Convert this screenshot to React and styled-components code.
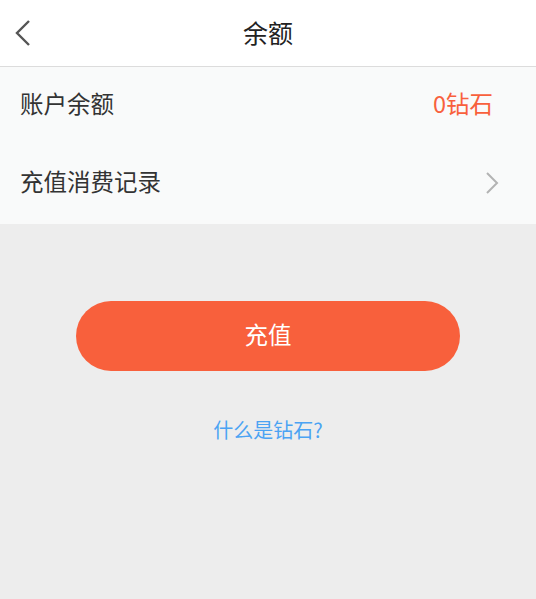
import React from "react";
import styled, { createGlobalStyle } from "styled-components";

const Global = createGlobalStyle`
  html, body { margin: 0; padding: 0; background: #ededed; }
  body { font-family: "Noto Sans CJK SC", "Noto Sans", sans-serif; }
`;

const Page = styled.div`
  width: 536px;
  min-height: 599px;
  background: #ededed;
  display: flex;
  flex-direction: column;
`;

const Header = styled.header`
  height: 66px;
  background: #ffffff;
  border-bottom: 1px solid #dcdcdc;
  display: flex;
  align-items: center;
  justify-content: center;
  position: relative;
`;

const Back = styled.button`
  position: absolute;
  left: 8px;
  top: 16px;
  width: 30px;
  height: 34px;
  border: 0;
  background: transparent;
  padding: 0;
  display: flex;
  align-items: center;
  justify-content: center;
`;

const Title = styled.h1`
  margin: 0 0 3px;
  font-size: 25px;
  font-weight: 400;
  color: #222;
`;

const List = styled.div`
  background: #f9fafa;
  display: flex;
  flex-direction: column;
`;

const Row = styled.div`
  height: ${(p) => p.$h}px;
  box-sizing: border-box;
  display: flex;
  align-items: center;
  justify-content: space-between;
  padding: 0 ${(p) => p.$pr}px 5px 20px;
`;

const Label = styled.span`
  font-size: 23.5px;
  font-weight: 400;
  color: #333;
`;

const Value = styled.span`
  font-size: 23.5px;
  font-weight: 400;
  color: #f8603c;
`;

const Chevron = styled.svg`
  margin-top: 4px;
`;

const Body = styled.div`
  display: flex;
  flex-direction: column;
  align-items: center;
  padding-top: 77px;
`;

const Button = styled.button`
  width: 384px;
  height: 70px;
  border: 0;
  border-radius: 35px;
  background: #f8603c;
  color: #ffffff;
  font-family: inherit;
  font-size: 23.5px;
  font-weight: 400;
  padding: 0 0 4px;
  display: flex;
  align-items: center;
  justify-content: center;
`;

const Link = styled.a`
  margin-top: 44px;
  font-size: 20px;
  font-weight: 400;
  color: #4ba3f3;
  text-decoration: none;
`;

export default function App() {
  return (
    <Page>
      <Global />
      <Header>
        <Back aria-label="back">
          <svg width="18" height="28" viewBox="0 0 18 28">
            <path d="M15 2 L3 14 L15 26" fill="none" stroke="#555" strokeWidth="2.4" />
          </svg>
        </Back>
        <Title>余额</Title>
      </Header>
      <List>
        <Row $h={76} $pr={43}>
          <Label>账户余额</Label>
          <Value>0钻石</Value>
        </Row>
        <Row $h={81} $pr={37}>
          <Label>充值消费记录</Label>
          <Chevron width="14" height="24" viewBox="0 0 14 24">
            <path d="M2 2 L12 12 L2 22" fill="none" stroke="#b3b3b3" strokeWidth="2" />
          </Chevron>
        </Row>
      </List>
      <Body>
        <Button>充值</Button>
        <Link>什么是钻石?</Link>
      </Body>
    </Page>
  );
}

---

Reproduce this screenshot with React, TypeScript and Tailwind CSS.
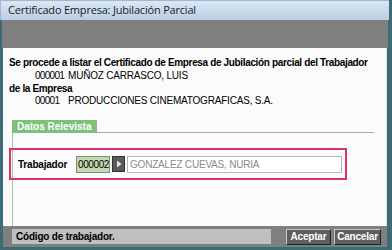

_REQUIREMENTS_. Reply with the number of lines in the material above that contain "React", and nothing more.

_EXERCISE SOLUTION_. 3